WHAT YOU HAVE TO DO - Only the lines from the one containing "Generate a component" through the one containing "import React from" should be output, both ends included and exactly as they appear, minus any pictures.

DATA LINES -
....................

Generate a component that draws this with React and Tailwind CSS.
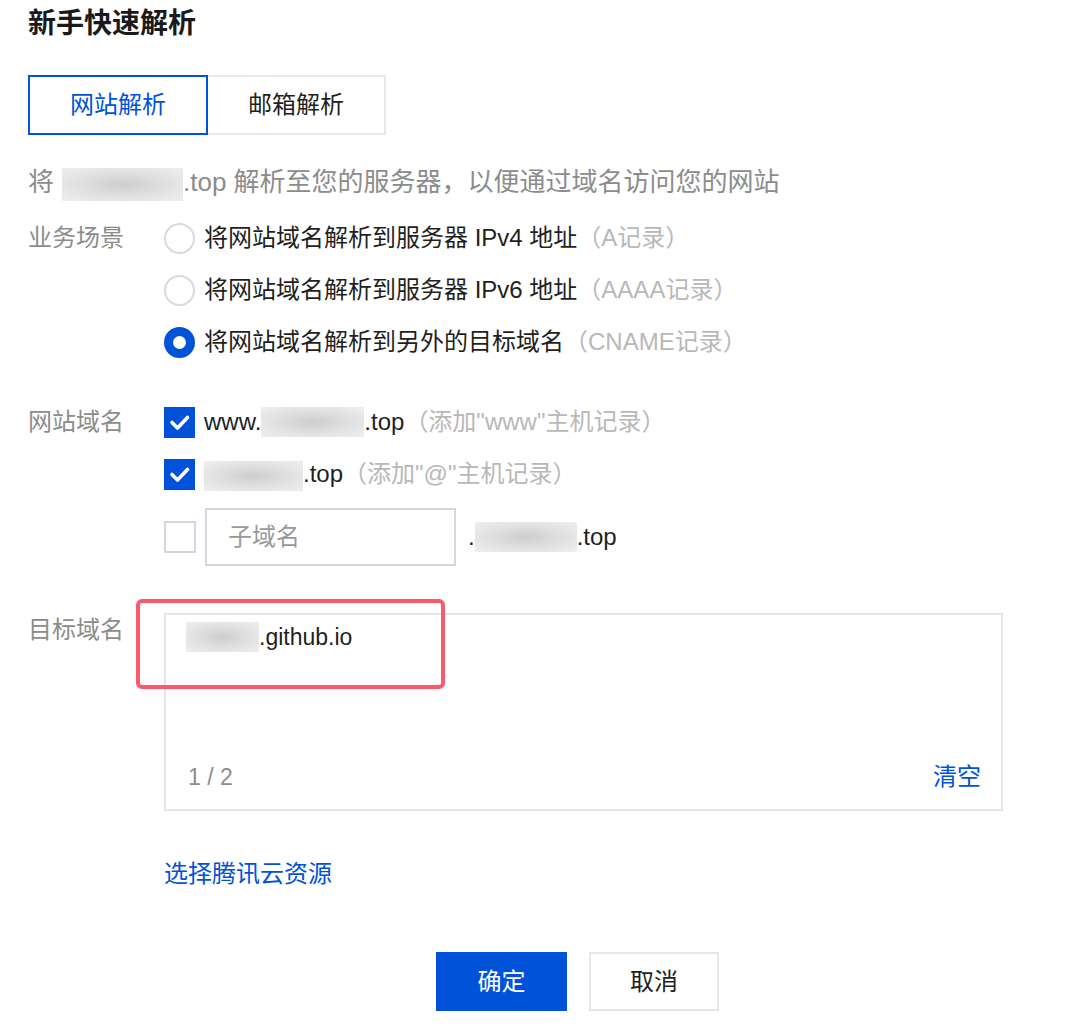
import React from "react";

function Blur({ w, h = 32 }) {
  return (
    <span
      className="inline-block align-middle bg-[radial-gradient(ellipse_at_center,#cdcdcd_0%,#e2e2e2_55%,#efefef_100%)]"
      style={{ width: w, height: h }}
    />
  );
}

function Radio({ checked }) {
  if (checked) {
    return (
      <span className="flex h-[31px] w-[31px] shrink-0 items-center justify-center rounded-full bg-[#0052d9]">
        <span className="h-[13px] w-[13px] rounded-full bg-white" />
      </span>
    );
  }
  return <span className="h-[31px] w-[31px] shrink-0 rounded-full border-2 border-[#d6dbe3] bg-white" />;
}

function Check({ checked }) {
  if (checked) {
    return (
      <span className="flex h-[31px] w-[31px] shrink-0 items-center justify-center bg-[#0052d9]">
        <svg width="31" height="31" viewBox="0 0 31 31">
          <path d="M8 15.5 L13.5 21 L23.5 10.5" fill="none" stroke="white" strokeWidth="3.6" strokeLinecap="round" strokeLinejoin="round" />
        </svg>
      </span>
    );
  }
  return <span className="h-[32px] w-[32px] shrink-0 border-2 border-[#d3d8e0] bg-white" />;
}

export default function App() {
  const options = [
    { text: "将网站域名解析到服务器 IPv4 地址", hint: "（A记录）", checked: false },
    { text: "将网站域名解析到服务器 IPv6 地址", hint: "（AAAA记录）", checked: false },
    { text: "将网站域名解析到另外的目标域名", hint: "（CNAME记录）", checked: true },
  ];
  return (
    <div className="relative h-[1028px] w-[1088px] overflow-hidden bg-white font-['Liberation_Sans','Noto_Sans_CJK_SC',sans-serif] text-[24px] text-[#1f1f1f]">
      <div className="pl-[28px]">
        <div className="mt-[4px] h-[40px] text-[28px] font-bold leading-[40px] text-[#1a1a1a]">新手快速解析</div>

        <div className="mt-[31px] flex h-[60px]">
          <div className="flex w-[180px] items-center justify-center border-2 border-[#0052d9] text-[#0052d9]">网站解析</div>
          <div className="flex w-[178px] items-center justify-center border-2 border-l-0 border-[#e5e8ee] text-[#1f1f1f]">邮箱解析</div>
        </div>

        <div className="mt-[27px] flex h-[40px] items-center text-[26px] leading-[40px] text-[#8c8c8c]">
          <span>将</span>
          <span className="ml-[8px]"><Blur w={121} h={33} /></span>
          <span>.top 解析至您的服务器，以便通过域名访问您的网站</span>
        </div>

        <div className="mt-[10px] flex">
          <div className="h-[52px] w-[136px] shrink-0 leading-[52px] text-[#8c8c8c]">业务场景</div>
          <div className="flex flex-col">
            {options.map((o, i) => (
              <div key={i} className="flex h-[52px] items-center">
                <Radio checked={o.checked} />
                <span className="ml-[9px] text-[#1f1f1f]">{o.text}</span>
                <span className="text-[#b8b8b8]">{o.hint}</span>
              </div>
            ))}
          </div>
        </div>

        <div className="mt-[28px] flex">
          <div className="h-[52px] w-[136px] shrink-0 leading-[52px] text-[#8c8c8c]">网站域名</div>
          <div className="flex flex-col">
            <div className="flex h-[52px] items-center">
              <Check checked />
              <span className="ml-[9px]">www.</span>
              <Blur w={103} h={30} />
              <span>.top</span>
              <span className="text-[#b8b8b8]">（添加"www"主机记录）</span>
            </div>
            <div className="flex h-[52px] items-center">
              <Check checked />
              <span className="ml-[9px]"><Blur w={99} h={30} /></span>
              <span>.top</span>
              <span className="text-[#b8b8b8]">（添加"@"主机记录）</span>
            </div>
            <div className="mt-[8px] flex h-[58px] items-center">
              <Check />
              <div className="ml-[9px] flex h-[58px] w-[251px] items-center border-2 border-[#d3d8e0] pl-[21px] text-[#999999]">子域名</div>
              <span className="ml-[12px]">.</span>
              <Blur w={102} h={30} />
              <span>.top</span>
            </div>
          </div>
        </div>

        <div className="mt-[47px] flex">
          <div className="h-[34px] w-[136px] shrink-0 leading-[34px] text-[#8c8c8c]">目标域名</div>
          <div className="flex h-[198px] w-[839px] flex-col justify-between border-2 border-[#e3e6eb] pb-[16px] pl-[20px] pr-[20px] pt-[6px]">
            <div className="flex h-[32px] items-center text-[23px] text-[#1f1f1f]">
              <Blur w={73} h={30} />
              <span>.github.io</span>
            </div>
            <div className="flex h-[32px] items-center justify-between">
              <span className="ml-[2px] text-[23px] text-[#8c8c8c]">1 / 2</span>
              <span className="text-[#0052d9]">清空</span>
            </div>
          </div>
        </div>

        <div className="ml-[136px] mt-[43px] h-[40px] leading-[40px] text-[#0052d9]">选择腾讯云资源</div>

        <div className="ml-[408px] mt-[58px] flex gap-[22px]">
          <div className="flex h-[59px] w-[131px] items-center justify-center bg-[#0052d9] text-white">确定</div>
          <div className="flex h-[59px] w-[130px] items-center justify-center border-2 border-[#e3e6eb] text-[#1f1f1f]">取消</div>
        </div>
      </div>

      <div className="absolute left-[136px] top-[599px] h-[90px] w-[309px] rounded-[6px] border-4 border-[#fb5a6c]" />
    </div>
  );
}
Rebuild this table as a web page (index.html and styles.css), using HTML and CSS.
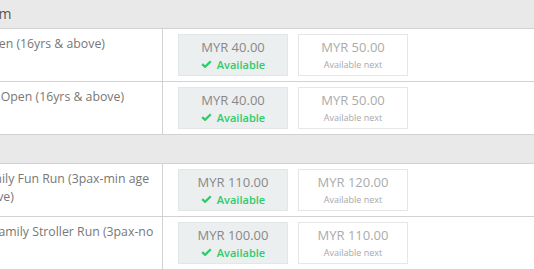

....................

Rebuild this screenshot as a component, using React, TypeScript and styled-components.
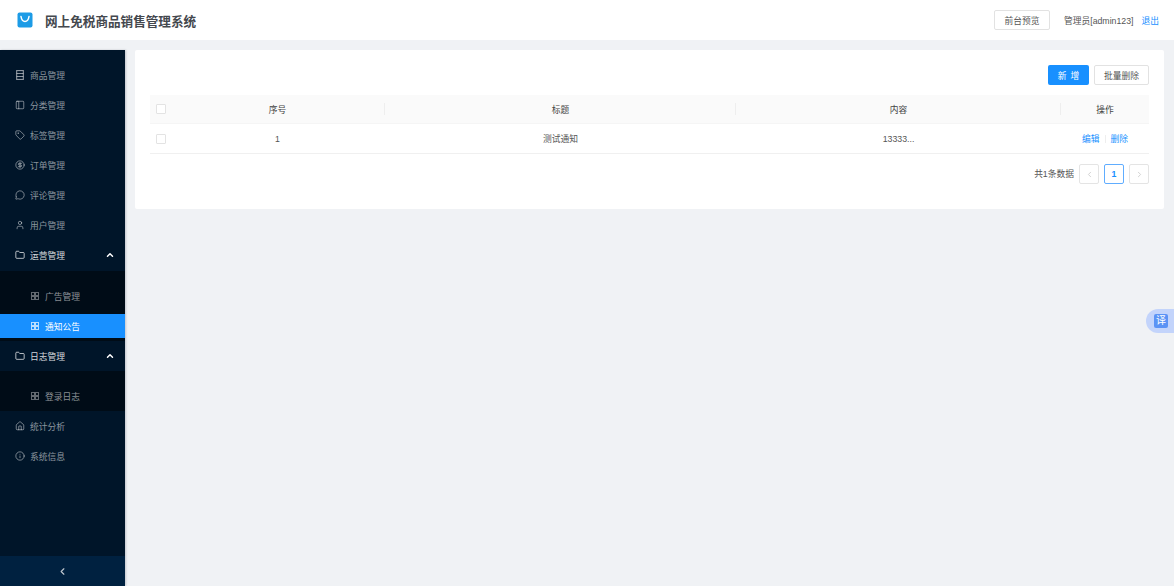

....................

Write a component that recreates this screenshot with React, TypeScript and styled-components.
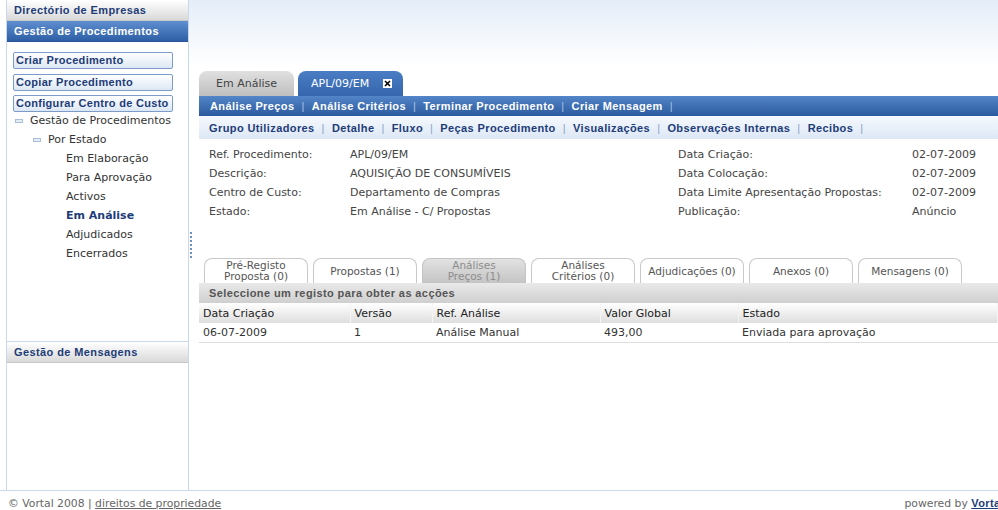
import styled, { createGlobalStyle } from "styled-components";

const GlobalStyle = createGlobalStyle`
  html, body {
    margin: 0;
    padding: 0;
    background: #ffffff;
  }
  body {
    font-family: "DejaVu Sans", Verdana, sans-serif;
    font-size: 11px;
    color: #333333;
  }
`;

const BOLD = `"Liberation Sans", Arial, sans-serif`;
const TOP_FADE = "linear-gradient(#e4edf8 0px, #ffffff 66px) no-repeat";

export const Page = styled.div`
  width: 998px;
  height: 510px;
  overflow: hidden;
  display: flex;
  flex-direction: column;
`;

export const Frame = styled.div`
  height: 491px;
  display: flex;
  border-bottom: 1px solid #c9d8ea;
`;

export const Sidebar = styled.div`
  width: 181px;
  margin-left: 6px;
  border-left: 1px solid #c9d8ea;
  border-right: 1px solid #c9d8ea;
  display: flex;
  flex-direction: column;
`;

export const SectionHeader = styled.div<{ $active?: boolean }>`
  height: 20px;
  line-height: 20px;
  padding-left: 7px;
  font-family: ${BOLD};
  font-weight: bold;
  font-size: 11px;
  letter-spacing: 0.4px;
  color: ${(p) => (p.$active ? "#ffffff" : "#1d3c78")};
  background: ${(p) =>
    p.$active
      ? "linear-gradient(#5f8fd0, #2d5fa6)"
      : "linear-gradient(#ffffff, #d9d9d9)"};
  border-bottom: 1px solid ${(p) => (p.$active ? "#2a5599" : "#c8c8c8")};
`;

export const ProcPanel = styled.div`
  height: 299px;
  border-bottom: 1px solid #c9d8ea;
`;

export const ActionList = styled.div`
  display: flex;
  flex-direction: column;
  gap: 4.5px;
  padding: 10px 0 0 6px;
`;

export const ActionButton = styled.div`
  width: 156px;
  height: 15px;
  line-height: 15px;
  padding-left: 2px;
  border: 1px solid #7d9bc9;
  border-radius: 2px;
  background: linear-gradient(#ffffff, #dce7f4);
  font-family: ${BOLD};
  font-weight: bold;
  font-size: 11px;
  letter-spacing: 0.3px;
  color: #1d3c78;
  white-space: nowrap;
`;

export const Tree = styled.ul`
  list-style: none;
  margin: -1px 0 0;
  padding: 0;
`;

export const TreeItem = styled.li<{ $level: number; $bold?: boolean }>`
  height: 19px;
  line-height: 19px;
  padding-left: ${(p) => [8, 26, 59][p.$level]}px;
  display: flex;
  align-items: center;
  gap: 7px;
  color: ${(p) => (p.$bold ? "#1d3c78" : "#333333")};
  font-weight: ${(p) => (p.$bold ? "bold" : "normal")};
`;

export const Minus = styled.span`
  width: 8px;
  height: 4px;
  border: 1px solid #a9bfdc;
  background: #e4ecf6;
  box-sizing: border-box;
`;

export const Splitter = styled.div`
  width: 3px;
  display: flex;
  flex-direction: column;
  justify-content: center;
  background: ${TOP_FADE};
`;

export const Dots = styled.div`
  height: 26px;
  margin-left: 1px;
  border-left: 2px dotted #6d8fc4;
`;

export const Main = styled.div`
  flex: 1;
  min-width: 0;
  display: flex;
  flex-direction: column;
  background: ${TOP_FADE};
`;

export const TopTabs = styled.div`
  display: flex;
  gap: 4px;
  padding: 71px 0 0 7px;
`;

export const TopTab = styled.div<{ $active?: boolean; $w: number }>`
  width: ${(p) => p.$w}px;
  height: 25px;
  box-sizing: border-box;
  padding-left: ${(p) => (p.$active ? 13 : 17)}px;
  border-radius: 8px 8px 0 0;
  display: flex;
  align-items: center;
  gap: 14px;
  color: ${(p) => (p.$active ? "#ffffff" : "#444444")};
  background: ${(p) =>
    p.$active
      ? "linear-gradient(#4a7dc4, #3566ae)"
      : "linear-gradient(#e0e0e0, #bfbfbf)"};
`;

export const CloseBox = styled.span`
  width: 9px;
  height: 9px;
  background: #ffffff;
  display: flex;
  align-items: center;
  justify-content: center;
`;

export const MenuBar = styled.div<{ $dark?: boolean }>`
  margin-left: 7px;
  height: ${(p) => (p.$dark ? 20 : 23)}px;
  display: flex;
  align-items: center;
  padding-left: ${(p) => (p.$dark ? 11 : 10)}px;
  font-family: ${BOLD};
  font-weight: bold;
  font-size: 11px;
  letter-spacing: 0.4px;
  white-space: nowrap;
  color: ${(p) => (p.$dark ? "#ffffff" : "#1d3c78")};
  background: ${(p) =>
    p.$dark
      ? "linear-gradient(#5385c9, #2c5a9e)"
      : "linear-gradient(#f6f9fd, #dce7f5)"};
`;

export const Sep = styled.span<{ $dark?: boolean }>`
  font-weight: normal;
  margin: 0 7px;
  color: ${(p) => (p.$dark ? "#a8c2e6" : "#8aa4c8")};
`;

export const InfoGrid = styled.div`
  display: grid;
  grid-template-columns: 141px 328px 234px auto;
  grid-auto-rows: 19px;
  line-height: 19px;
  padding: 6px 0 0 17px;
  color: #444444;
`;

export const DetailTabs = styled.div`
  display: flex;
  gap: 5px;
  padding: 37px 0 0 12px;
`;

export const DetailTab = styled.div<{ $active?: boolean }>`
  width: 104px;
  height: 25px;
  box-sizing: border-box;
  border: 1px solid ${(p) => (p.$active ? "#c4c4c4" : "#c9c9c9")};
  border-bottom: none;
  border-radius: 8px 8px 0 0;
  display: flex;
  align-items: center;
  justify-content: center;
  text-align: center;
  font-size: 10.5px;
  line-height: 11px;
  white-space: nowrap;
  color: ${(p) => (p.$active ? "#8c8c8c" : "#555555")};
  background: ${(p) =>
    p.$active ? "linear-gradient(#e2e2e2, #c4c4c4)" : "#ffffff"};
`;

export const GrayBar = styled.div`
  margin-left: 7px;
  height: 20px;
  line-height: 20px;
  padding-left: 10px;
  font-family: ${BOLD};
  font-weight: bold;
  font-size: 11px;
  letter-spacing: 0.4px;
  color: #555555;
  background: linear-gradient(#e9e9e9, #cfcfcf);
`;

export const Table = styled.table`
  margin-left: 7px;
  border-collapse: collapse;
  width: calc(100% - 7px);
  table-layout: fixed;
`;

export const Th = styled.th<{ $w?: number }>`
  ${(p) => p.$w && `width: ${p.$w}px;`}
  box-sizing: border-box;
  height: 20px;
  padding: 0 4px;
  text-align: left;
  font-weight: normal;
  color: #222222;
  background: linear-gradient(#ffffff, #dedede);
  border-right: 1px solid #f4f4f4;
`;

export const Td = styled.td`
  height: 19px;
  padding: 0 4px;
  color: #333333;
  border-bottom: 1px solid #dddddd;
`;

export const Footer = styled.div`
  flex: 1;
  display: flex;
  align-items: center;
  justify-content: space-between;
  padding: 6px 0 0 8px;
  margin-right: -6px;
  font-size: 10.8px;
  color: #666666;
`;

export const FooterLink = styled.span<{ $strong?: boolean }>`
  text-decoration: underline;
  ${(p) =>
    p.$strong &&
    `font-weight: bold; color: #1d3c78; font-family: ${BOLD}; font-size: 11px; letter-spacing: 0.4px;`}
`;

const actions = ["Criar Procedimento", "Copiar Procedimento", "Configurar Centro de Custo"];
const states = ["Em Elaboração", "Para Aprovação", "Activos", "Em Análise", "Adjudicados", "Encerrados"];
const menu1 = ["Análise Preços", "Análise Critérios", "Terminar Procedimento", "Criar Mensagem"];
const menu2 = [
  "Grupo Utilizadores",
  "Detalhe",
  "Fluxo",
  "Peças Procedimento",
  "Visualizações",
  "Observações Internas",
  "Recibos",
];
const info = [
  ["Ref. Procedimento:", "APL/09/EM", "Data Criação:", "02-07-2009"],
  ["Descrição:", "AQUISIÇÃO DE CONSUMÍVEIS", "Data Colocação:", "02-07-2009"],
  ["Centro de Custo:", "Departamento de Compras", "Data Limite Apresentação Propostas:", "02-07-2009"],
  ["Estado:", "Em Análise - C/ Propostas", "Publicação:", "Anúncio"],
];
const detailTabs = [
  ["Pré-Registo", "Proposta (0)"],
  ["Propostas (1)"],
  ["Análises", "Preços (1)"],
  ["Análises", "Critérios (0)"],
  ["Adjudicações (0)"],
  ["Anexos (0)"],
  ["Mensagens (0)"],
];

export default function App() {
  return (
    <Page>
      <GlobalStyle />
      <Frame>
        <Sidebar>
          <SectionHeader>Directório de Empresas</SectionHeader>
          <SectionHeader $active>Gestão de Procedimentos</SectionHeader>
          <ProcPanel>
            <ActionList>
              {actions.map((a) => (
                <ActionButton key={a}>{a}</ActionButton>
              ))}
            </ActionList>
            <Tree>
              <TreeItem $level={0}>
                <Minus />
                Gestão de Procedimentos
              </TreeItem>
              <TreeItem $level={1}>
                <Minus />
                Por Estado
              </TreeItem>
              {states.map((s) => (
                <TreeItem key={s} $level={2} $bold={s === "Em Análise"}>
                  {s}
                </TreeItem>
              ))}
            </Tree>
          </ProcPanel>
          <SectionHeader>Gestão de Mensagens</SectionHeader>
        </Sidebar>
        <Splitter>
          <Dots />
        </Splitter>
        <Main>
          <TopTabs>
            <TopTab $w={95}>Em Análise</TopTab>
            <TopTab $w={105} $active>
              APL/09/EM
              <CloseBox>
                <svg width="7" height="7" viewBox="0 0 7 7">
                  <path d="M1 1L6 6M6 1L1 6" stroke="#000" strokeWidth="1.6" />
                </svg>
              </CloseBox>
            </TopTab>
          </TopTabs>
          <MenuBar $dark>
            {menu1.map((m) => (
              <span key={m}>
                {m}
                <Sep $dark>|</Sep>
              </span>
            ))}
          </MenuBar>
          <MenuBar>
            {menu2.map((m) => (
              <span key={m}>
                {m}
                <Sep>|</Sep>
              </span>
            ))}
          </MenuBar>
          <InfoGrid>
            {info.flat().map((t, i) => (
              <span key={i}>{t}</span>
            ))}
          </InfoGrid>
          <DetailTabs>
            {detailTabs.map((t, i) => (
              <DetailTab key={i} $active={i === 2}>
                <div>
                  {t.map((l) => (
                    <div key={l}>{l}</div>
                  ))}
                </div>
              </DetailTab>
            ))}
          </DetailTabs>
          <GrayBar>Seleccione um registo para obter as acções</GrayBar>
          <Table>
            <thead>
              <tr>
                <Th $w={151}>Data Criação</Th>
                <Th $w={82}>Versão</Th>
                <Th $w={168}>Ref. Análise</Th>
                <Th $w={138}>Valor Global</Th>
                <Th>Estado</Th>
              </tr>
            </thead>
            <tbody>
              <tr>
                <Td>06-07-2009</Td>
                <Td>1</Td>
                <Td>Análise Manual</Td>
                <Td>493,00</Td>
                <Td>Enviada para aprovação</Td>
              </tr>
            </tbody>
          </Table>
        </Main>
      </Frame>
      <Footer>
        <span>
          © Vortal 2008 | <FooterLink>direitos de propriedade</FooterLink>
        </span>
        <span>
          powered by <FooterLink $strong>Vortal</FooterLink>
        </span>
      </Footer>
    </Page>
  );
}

....................

SOLVED PROBLEM -
Generate a component that draws this with React and Tailwind CSS.
import React from "react";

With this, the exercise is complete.